Paying for interpreting services
- Legal Aid Queensland is responsible for budgeting for, and paying for, interpreters. Clients do not have to pay for interpreters.
- Interpreting services can be requested from Legal Aid Queensland by either the client or the lawyer providing the services to the client.
- The use of an interpreter is one factor that may be taken into consideration when determining if a matter is a ‘complex matter’ for the purpose of granting aid.
- The TIS charging policy and rates are available from TIS Finance Administration on 1300 304 604 or at firstname.lastname@example.org
- Rate details recommended by AUSIT, the professional association of interpreting/translating practitioners are available by calling AUSIT Queensland on (07) 3356 8255.
Most effective interpreting mode
- Telephone interpreting is cost-effective, readily available regionally, and can be used for most languages through the TIS national network. It is more immediate, anonymous and preserves confidentiality and privacy. The disadvantage is the difficulty for all parties when visual cues are absent.
- On-site interpreting is more appropriate in legal and counselling contexts. It offers a more complete and detailed communication option with the possibility of continuity with the same interpreter. Continuity can be a vital factor in confidential and sensitive matters, such as those relating to violence against women.
- Videoconferencing networks can be used in legal and other contexts to include a qualified interpreter at another location. Video conference interpreting also offers a practical option when sign language interpreters are not available locally.
- Professionally qualified interpreters are required to observe their own professional obligations and comply with relevant codes of ethics and professional conduct to maintain confidentiality, accuracy and impartiality. The AUSIT Code of Ethics for Interpreters and Translators is endorsed by NAATI and can be obtained from local AUSIT representatives.
- Staff should verify the identification details of TIS and other interpreters by checking their identity card and accreditation details. Unsatisfactory performance by TIS interpreters should be brought to the attention of TIS Client Liaison and Promotions on 1300 655 820 or at email@example.com
Skilling staff in working with interpreters
- Legal Aid Queensland staff and preferred suppliers are expected to be familiar with this policy and attend training about working with interpreters.
Reporting and performance monitoring
Legal Aid Queensland will monitor and report on the implementation of this policy through the following measures:
Percentage of Queensland population with limited proficiency in English compared with percentage of Legal Aid Queensland clients with limited proficiency in English
Census data regarding percentage of Queensland population that does not speak English or has limited English language skills.
Number of Legal Aid Queensland clients requiring language support for the year.
Australian Bureau of Statistics
Legal Aid Queensland Business Analysis Unit
Use of interpreters by Legal Aid Queensland
Number of occasions interpreters are engaged annually by Legal Aid Queensland.
Legal Aid Queensland Business Analysis Unit
If a Legal Aid Queensland client is denied access to an interpreter they can make a complaint in the first instance to Legal Aid Queensland by downloading, printing and completing our Client feedback form and sending it to:
Legal Aid Queensland
GPO Box 2449
Brisbane QLD 4001
The form can also be delivered to any of our 14 offices around Queensland.

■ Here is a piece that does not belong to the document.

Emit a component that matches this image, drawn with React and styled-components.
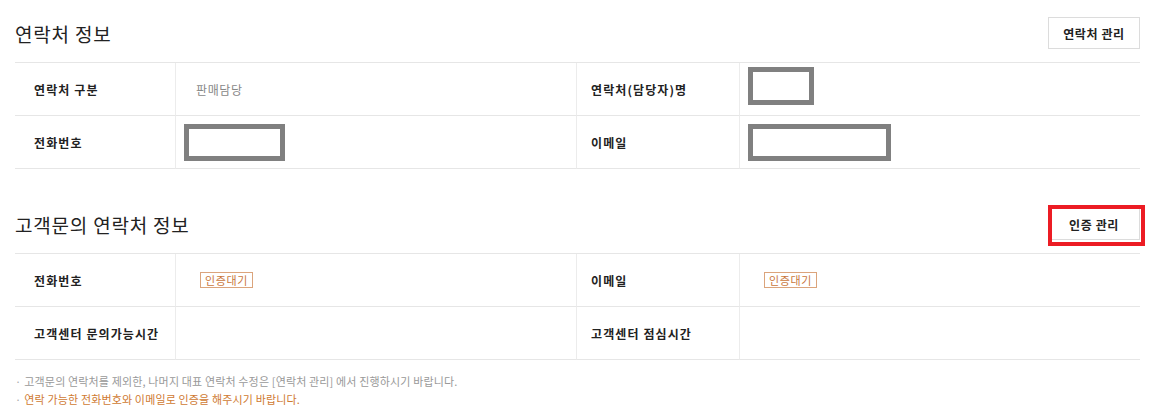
import styled, { createGlobalStyle } from "styled-components";

const GlobalStyle = createGlobalStyle`
  body {
    margin: 0;
    background: #fff;
    font-family: "Noto Sans CJK KR", "Noto Sans", sans-serif;
    color: #222;
  }
`;

const Page = styled.div`
  width: 1125px;
  padding: 17px 0 0 15px;
`;

const Section = styled.section`
  margin-bottom: ${(p) => p.$gap || 0}px;
`;

const Header = styled.div`
  display: flex;
  align-items: center;
  justify-content: space-between;
  height: 32px;
  margin-bottom: 13px;
`;

const Title = styled.h2`
  margin: 0;
  font-size: 19px;
  font-weight: 400;
  color: #222;
  letter-spacing: 0.8px;
`;

const Button = styled.button`
  position: relative;
  width: 92px;
  height: 32px;
  border: 1px solid #dcdcdc;
  background: #fff;
  font-family: inherit;
  font-size: 12px;
  font-weight: 700;
  letter-spacing: 0.6px;
  color: #222;
  cursor: pointer;

  &::after {
    content: "";
    display: ${(p) => (p.$marked ? "block" : "none")};
    position: absolute;
    left: -1px;
    top: -4px;
    right: -6px;
    bottom: -7px;
    border: 4px solid #ec1c24;
  }
`;

const Table = styled.div`
  display: grid;
  grid-template-columns: 161px 400px 164px 1fr;
  border-top: 1px solid #e6e6e6;
`;

const Label = styled.div`
  display: flex;
  align-items: center;
  height: 52px;
  padding-left: ${(p) => (p.$first ? 19 : 14)}px;
  border-bottom: 1px solid #e6e6e6;
  border-right: 1px solid #ececec;
  border-left: ${(p) => (p.$first ? "none" : "1px solid #ececec")};
  font-size: 12px;
  font-weight: 700;
  letter-spacing: 1.1px;
  color: #222;
`;

const Value = styled.div`
  display: flex;
  align-items: center;
  height: 52px;
  padding-left: 20px;
  border-bottom: 1px solid #e6e6e6;
  font-size: 12px;
  letter-spacing: 0.6px;
  color: #888;
`;

const Redact = styled.div`
  width: ${(p) => p.$w}px;
  height: ${(p) => p.$h}px;
  border: 5px solid #808080;
  box-sizing: border-box;
  background: #fff;
  margin-left: -12px;
  margin-top: ${(p) => p.$top || 0}px;
`;

const Badge = styled.span`
  display: inline-block;
  padding: 0 4px;
  height: 16px;
  line-height: 15px;
  box-sizing: border-box;
  border: 1px solid #dba47c;
  color: #c9773c;
  font-size: 11px;
  letter-spacing: 0.6px;
  margin-left: 4px;
`;

const Notes = styled.ul`
  list-style: none;
  margin: 12px 0 0;
  padding: 0;
`;

const Note = styled.li`
  font-size: 11px;
  line-height: 18px;
  letter-spacing: 0.15px;
  color: ${(p) => (p.$accent ? "#cf7a32" : "#999")};
  &::before {
    content: "·";
    margin-right: 3px;
    color: #aaa;
  }
`;

export default function App() {
  return (
    <>
      <GlobalStyle />
      <Page>
        <Section $gap={39}>
          <Header>
            <Title>연락처 정보</Title>
            <Button>연락처 관리</Button>
          </Header>
          <Table>
            <Label $first>연락처 구분</Label>
            <Value>판매담당</Value>
            <Label>연락처(담당자)명</Label>
            <Value>
              <Redact $w={66} $h={38} $top={-6} />
            </Value>
            <Label $first>전화번호</Label>
            <Value>
              <Redact $w={101} $h={37} />
            </Value>
            <Label>이메일</Label>
            <Value>
              <Redact $w={143} $h={37} />
            </Value>
          </Table>
        </Section>
        <Section>
          <Header>
            <Title>고객문의 연락처 정보</Title>
            <Button $marked>인증 관리</Button>
          </Header>
          <Table>
            <Label $first>전화번호</Label>
            <Value>
              <Badge>인증대기</Badge>
            </Value>
            <Label>이메일</Label>
            <Value>
              <Badge>인증대기</Badge>
            </Value>
            <Label $first>고객센터 문의가능시간</Label>
            <Value />
            <Label>고객센터 점심시간</Label>
            <Value />
          </Table>
          <Notes>
            <Note>고객문의 연락처를 제외한, 나머지 대표 연락처 수정은 [연락처 관리] 에서 진행하시기 바랍니다.</Note>
            <Note $accent>연락 가능한 전화번호와 이메일로 인증을 해주시기 바랍니다.</Note>
          </Notes>
        </Section>
      </Page>
    </>
  );
}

Complaints can also be made by calling 1300 65 11 88 (for the cost of a local call from a landline in Australia) and talking to one of our staff members or by writing to us at the above address.
If the situation is unable to be resolved, clients may wish to contact:
Guidelines for planning multilingual information
- We will explore a range of information strategies that include components in English and languages other than English, in one or a combination of the following:
- Printed — translated brochures and booklets, factsheets, business cards, promotional flyers and postcards, poster slogans, forms and papers, advertisements or inserts in these media
- Electronically — translated or original language messages on the internet, by email or printed out by regional offices
- Audio visually — sub-titled, dubbed, voice-overed or original language videos/DVDs, multilingual telephone information lines, ethnic radio/television scripts, focus group or information-sharing sessions and seminars through an interpreter/bilingual worker
- Video translation (by Auslan) Online translating tools.

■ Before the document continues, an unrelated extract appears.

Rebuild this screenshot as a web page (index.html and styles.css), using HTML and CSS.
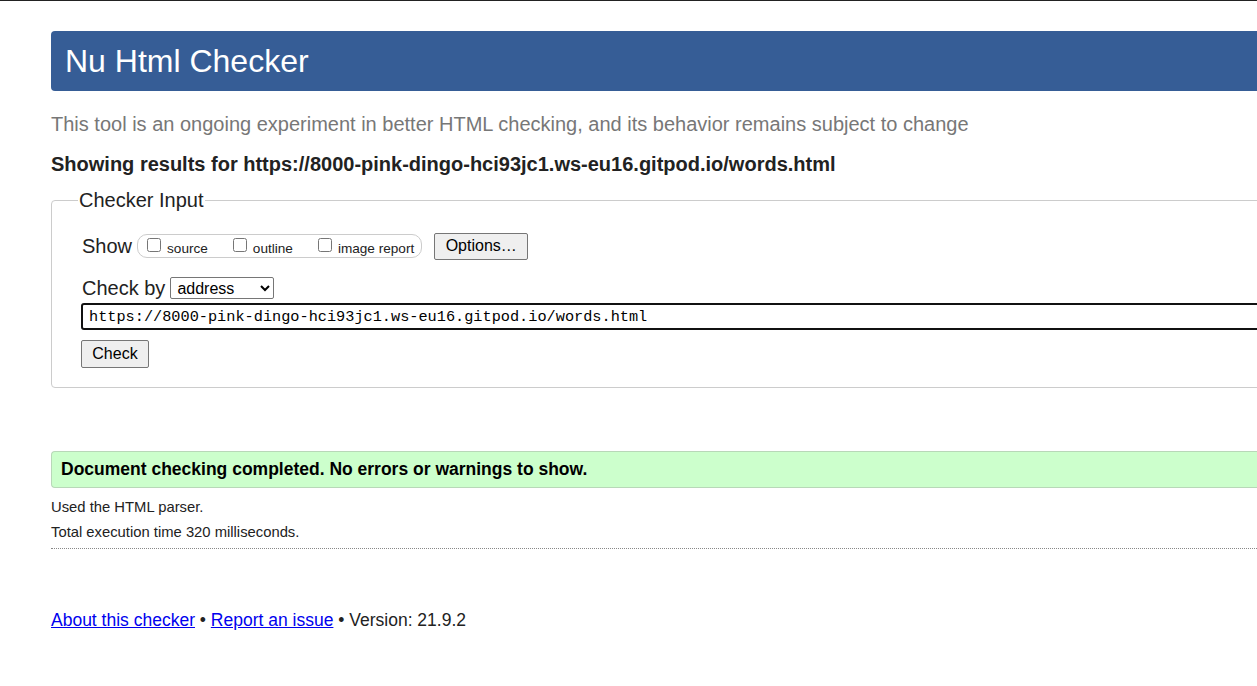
FILE: index.html
```html
<!DOCTYPE html>
<html lang="en">
<head>
<meta charset="utf-8">
<title>Nu Html Checker</title>
<link rel="stylesheet" href="styles.css">
</head>
<body>
<div class="topline"></div>
<div class="page">
  <h1 class="banner">Nu Html Checker</h1>
  <p class="tagline">This tool is an ongoing experiment in better HTML checking, and its behavior remains subject to change</p>
  <p class="showing">Showing results for https://8000-pink-dingo-hci93jc1.ws-eu16.gitpod.io/words.html</p>
  <form class="checker">
    <fieldset class="box">
      <legend class="legend">Checker Input</legend>
      <div class="row show-row">
        <span class="lbl">Show</span>
        <span class="opts">
          <label class="opt"><input type="checkbox" class="cb"><span>source</span></label>
          <label class="opt"><input type="checkbox" class="cb"><span>outline</span></label>
          <label class="opt"><input type="checkbox" class="cb"><span>image report</span></label>
        </span>
        <button type="button" class="btn options">Options…</button>
      </div>
      <div class="row by-row">
        <span class="lbl">Check by</span>
        <select class="sel"><option>address</option></select>
      </div>
      <input class="url" type="text" value="https://8000-pink-dingo-hci93jc1.ws-eu16.gitpod.io/words.html">
      <button type="button" class="btn check">Check</button>
    </fieldset>
  </form>
  <p class="success">Document checking completed. No errors or warnings to show.</p>
  <p class="details">Used the HTML parser.</p>
  <p class="details last">Total execution time 320 milliseconds.</p>
  <p class="footer"><a href="#">About this checker</a> • <a href="#">Report an issue</a> • Version: 21.9.2</p>
</div>
</body>
</html>
```

FILE: styles.css
```css
html, body {
  margin: 0;
  padding: 0;
  overflow: hidden;
  background: #fff;
}
body {
  font-family: "Liberation Sans", Arial, sans-serif;
  color: #222;
  width: 1257px;
  height: 686px;
}
.topline {
  height: 1px;
  background: #222;
}
.page {
  margin-left: 51px;
  width: 1240px;
}
.banner {
  margin: 30px 0 0 0;
  height: 60px;
  line-height: 60px;
  padding-left: 14px;
  background: #365d96;
  color: #fff;
  font-size: 32px;
  font-weight: normal;
  border-radius: 4px 0 0 4px;
}
.tagline {
  margin: 21px 0 0 0;
  font-size: 20px;
  line-height: 24px;
  color: #777;
}
.showing {
  margin: 16px 0 0 0;
  font-size: 20px;
  line-height: 24px;
  font-weight: bold;
  color: #222;
}
.checker {
  margin: 13px 0 0 0;
}
.box {
  margin: 0;
  border: 1px solid #ccc;
  border-radius: 4px;
  padding: 20px 0 19px 30px;
  min-width: 0;
}
.legend {
  font-size: 20px;
  padding: 0 1px;
  margin-left: -4px;
  color: #222;
}
.row {
  display: flex;
  align-items: center;
}
.lbl {
  font-size: 20px;
}
.show-row {
  height: 28px;
}
.opts {
  display: inline-flex;
  align-items: center;
  box-sizing: border-box;
  margin-left: 5px;
  height: 24px;
  border: 1px solid #ccc;
  border-radius: 10px;
  padding: 0 7px 0 9px;
}
.opt {
  display: inline-flex;
  align-items: center;
  font-size: 13.6px;
  margin-right: 25px;
}
.opt:last-child {
  margin-right: 0;
}
.opt span {
  margin-top: 5px;
}
.cb {
  width: 14px;
  height: 14px;
  margin: 0 6px 0 0;
  position: relative;
  top: -1px;
}
.btn {
  font-family: "Liberation Sans", Arial, sans-serif;
  font-size: 16px;
  color: #000;
  background: #efefef;
  border: 1px solid #767676;
  border-radius: 2px;
  padding: 0;
}
.options {
  margin-left: 12px;
  width: 94px;
  height: 27px;
}
.by-row {
  margin-top: 15px;
  height: 26px;
}
.sel {
  margin-left: 5px;
  width: 104px;
  height: 22px;
  font-family: "Liberation Sans", Arial, sans-serif;
  font-size: 16px;
  color: #000;
  border: 1px solid #767676;
  border-radius: 2px;
  background: #fff;
  padding: 0 0 0 2px;
}
.url {
  display: block;
  box-sizing: border-box;
  margin: 2px 0 0 -1px;
  width: 1300px;
  height: 27px;
  border: 2px solid #111;
  border-radius: 3px;
  padding: 0 0 0 6px;
  font-family: "Liberation Mono", "Courier New", monospace;
  font-size: 15.25px;
  color: #000;
  outline: none;
}
.check {
  display: block;
  margin: 10px 0 0 -1px;
  width: 68px;
  height: 28px;
}
.success {
  margin: 63px 0 0 0;
  height: 35px;
  line-height: 35px;
  padding-left: 9px;
  background: #ccffcc;
  border: 1px solid #b8d8b8;
  border-right: none;
  border-radius: 4px 0 0 4px;
  font-weight: bold;
  font-size: 17.5px;
  color: #000;
}
.details {
  margin: 11px 0 0 0;
  font-size: 14.8px;
  line-height: 17px;
  color: #222;
}
.details + .details {
  margin-top: 8px;
}
.last {
  padding-bottom: 7px;
  border-bottom: 1px dotted #888;
}
.footer {
  margin: 60px 0 0 0;
  font-size: 17.5px;
  line-height: 22px;
  color: #222;
}
.footer a {
  color: #00e;
}
```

- Client surveys and other data, including interpreter use levels and client’s access to translated materials and media, will inform future language services strategies and actions.
- We will encourage bilingual staff to obtain NAATI accreditation to use their language skills in providing and exchanging information with clients.

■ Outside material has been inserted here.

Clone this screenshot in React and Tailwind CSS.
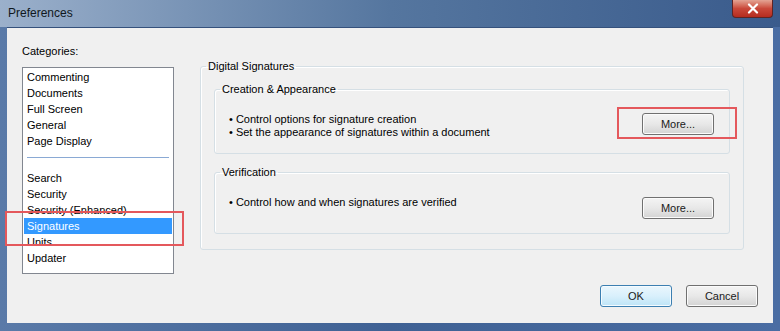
const categoriesTop = ["Commenting", "Documents", "Full Screen", "General", "Page Display"];
const categoriesBottom = ["Search", "Security", "Security (Enhanced)", "Signatures", "Units", "Updater"];

const WinButton = ({ children, primary }) => (
  <button
    className={
      primary
        ? "w-[72px] h-[22px] rounded-[3px] border border-[#3c7fb1] bg-linear-to-b from-[#eaf6fd] via-[#d9f0fc] to-[#bde4f7] shadow-[inset_0_0_0_1px_#f4fbff] text-[11px] text-[#1a1a1a]"
        : "w-[72px] h-[22px] rounded-[3px] border border-[#707070] bg-linear-to-b from-[#f4f4f4] via-[#e8e8e8] to-[#d3d3d3] shadow-[inset_0_0_0_1px_#fbfbfb] text-[11px] text-[#1a1a1a]"
    }
  >
    {children}
  </button>
);

const GroupBox = ({ label, className, children }) => (
  <fieldset className={"border border-[#d5dfe5] rounded-[3px] shadow-[inset_1px_1px_0_#fff] " + className}>
    <legend className="ml-[5px] px-[2px] leading-[16px] text-[11px]">{label}</legend>
    {children}
  </fieldset>
);

const App = () => {
  const selected = "Signatures";

  return (
    <div
      className="relative w-[780px] h-[331px] flex flex-col bg-linear-to-r from-[#5a7aa8] via-[#3f6194] to-[#4a6da3] text-black"
      style={{ fontFamily: '"Liberation Sans", Arial, sans-serif' }}
    >
      {/* title bar */}
      <div className="h-[27px] flex items-start justify-between bg-linear-to-r from-[#9bb0cb] via-[#55769f] to-[#3a5b8c]">
        <span className="ml-[8px] mt-[6px] text-[12px] leading-[14px] text-[#101820]">Preferences</span>
        <div className="mr-[7px] w-[41px] h-[18px] flex items-center justify-center rounded-b-[4px] border border-t-0 border-[#5e2424] bg-linear-to-b from-[#e3a394] via-[#c9483a] to-[#b52b1f]">
          <svg width="12" height="11" viewBox="0 0 12 11">
            <path d="M2 1.5 L10 9.5 M10 1.5 L2 9.5" stroke="#fff" strokeWidth="2.2" strokeLinecap="round" />
          </svg>
        </div>
      </div>

      {/* client area */}
      <div className="mx-[7px] mb-[8px] flex-1 flex flex-col bg-[#f0f0f0] border-t border-[#35517c]">
        <div className="flex items-start pt-[15px] pl-[15px]">
          <div className="flex flex-col">
            <span className="text-[11px] leading-[16px]">Categories:</span>
            <div className="mt-[8px] w-[152px] h-[207px] border border-[#828790] bg-white pt-[1px] text-[11px]">
              {categoriesTop.map((c) => (
                <div key={c} className="mx-[1px] px-[3px] h-[16px] leading-[16px]">
                  {c}
                </div>
              ))}
              <div className="mx-[4px] mt-[8px] mb-[12px] h-px bg-[#8aa9d4]" />
              {categoriesBottom.map((c) => (
                <div
                  key={c}
                  className={
                    c === selected
                      ? "mx-[1px] px-[3px] h-[16px] leading-[16px] bg-[#3399ff] text-white"
                      : "mx-[1px] px-[3px] h-[16px] leading-[16px]"
                  }
                >
                  {c}
                </div>
              ))}
            </div>
          </div>

          <GroupBox label="Digital Signatures" className="ml-[26px] mt-[15px] w-[544px] h-[192px]">
            <div className="px-[13px] pt-[7px] flex flex-col gap-[10px]">
              <GroupBox label="Creation & Appearance">
                <div className="h-[56px] flex items-start justify-between pt-[16px] pl-[14px] pr-[15px] text-[11px] leading-[13px]">
                  <div>
                    <div>• Control options for signature creation</div>
                    <div>• Set the appearance of signatures within a document</div>
                  </div>
                  <WinButton>More...</WinButton>
                </div>
              </GroupBox>
              <GroupBox label="Verification">
                <div className="h-[53px] flex items-start justify-between pt-[16px] pl-[14px] pr-[15px] text-[11px] leading-[13px]">
                  <div>• Control how and when signatures are verified</div>
                  <div className="mt-[1px]">
                    <WinButton>More...</WinButton>
                  </div>
                </div>
              </GroupBox>
            </div>
          </GroupBox>
        </div>

        <div className="mt-auto flex justify-end gap-[14px] pr-[15px] pb-[16px]">
          <WinButton primary>OK</WinButton>
          <WinButton>Cancel</WinButton>
        </div>
      </div>

      {/* highlight marks */}
      <div className="absolute left-[5px] top-[211px] w-[179px] h-[35px] border-2 border-[#e4585c]" />
      <div className="absolute left-[617px] top-[107px] w-[120px] h-[32px] border-2 border-[#e4585c]" />
    </div>
  );
};

export default App;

- We will consult client groups, including ethnic communities and associations, about information needs, appropriate formats and dissemination strategies.
- We will work to develop our own network of ethnic community agencies for consultation purposes.
- These same networks may be available to give valuable feedback on proposed multilingual products. We recognise checking for cultural and linguistic appropriateness is a vital part of any multilingual information strategy and will incorporate feedback on the appropriateness of photography and artwork (eg illustrations) and language.
- As part of our multilingual information planning, we recognise we will need to balance the importance of getting information to large, identified groups with the pressing information needs of smaller or emerging client groups, women, and regional/isolated communities.
Contracting out work
- Multilingual material (including translation work) used in all language services strategies should be obtained through professional sources. Legal Aid Queensland will only use accredited interpreters for this work.
The information product
- Products written or scripted for a culturally diverse client group will be in plain language. It will sometimes be appropriate to have this material translated into languages other than English, depending on the target audience.
Our service standards
Identifying client language services needs at Legal Aid Queensland
- Our staff are aware of appropriate interpreting modes available to clients, including telephone, onsite, videoconference or personal computer.
- We have conference or dual handset telephones available in appropriate locations to make interpreting services more accessible for clients (eg public contact areas and interview rooms).
- We consult communities and other organisations to determine the information needs of non-English-speaking background clients. This could include consultation about the most appropriate information to translate, which languages should be used and whether clients would prefer information in written or audio-visual formats.
- We have procedures in place to identify a client’s interpreter needs eg by noting them on the client’s file and records accordingly.
- We have procedures in place to obtain and record client feedback and satisfaction with the interpreter service.
Working with interpreters
- Staff who have contact with clients or the public, and policy and planning staff, understand the need to work with professional interpreters for effective communication and have been trained in working effectively with interpreters.
- All staff are familiar with our language services policy.
- Information about organising an interpreter, including clearly-defined procedures, is easily available to staff and easy to access.
- Clearly-defined budget arrangements have been made for paying professional interpreters.
- Policies clearly guide staff about using a client’s friends or relatives as interpreters ie only in exceptional circumstances or as a last resort.
- Staff are aware refusing to provide an interpreter could be indirect discrimination (under current anti-discrimination legislation), and understand professional interpreters play an important role in obtaining instructions, informed consent etc from non-English-speaking background clients.
Multilingual information planning and management
- Communication plans are made before the agency produces multilingual (including English) information for ethnic communities or other clients.
- Relevant information and data is used to make decisions about media, languages and the cultural appropriateness of information and its packaging.
- Past and present multilingual projects are evaluated and used to inform future information/promotion strategies to client groups.
- Links are made with ethnic media and community networks to disseminate information.